I'm going to put some annotated excerpts from the previous work on this blog. Many of the notes may just contain exclamations of shame or LOLs because it's seriously bad, but funny bad. Seriously funny bad.

So prepare to enjoy.

Or just stare awkwardly. Your choice.

*I still have the sheet of notebook paper, and it still has banana on it. It's a beautiful sort of gross.
**Seriously, as far as I know, every state that isn't Virginia, North Carolina, South Carolina, Georgia, Florida, Missouri, or West Virginia floats around in this weird archipelago. Of freedom.
***I did go in 2005, on a senior ski trip with my class.

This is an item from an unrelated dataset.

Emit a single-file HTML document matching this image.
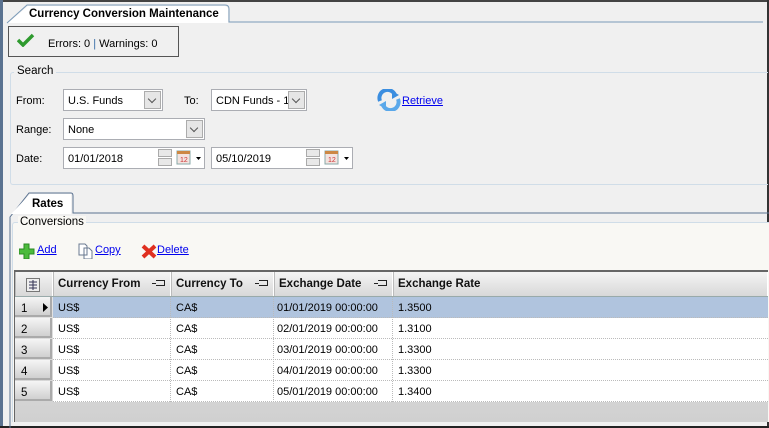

And I have the shoulder pain and loss of motion to prove it!
****Yeah, if you think the Hatfields and McCoys were bad, you shoulda seen my family and the neighboring family where they lived, back before 1950. Apparently, an uncle of mine busted home one day and asked his mama (my great-grandmother) where the gun was, because he was gon' kill him somebody. She was all "heck to the naw" and I don't think anything came of that. Also, my Granny once frightened a school principal into actually punishing other students that jumped both my dad and my aunt. I am so proud of both of these events, you don't even know.